Beppu: Do we really have time to give as the Islamic State militant group spreads its influence?

Rubin: I don’t have very good information, and I don’t know if anyone does, but my impression is that the Islamic State is not spreading very rapidly in Afghanistan. There are one or two pockets of fighters. It’s important to bear in mind that the Taliban has issued a religious ruling that it is obligatory to fight against the Islamic State, and they are doing that.

Beppu: Putting things in a broader perspective, Afghanistan is one big problem for the current Obama administration, but he has other problems with Syria where his plan to train and equip rebels is not working well. President Obama did have success with the Iranian nuclear agreement. How do you assess his Middle East policies overall?

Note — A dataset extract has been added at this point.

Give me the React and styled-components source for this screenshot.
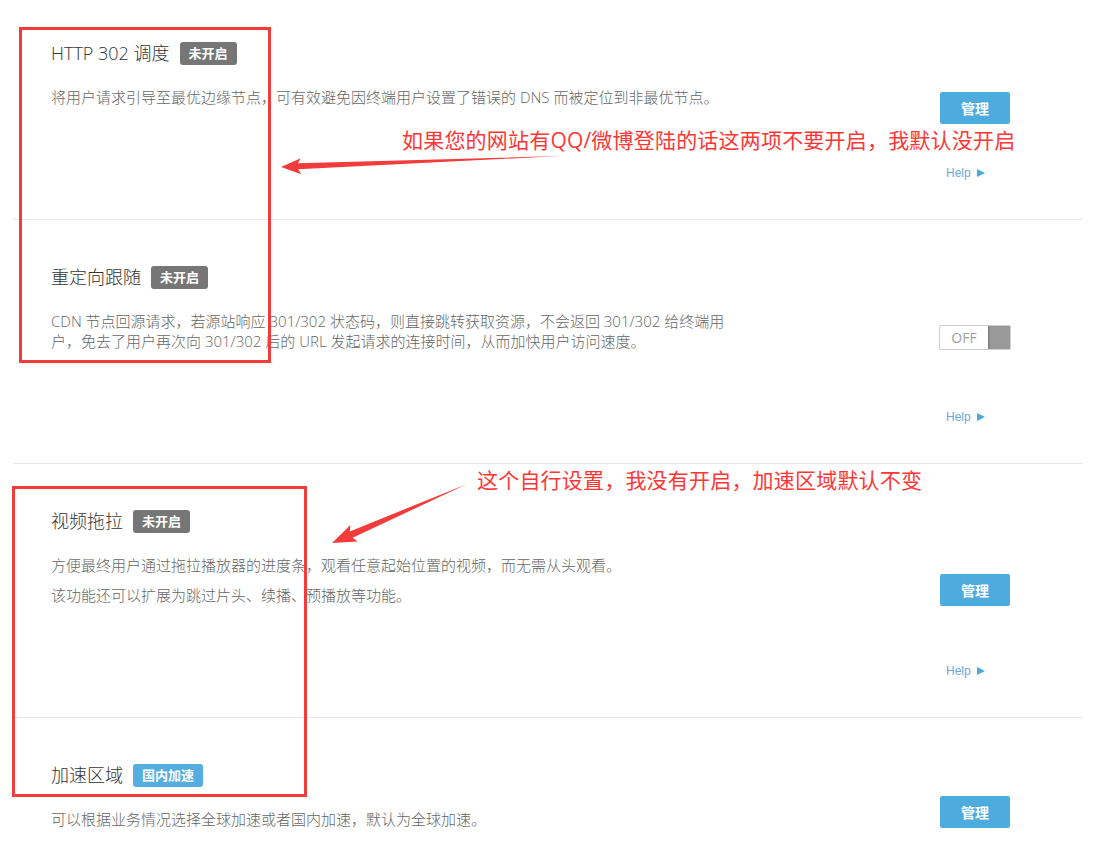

Rubin: I don’t think it’s really fair to evaluate President Obama’s record in terms of what’s happening in the Middle East because what he does, what the United States does, is just one small factor. Syria is not just a problem for the United States. It’s not just the United States’ policy that has failed there. Everyone’s policies have failed there. The difficulty is that it’s such a complex situation. If it becomes uncontrollable as it seems in Syria, the United States as the dominant world power gets blamed for it. On the other hand, if you try to analyze what the United States could do that would make the situation better, rather than worse, it’s very difficult to identify anything. It may be that President Obama has taken the least bad option by not getting involved. We’ll see how things go for Russia and Mr Putin now that they have put troops on the ground.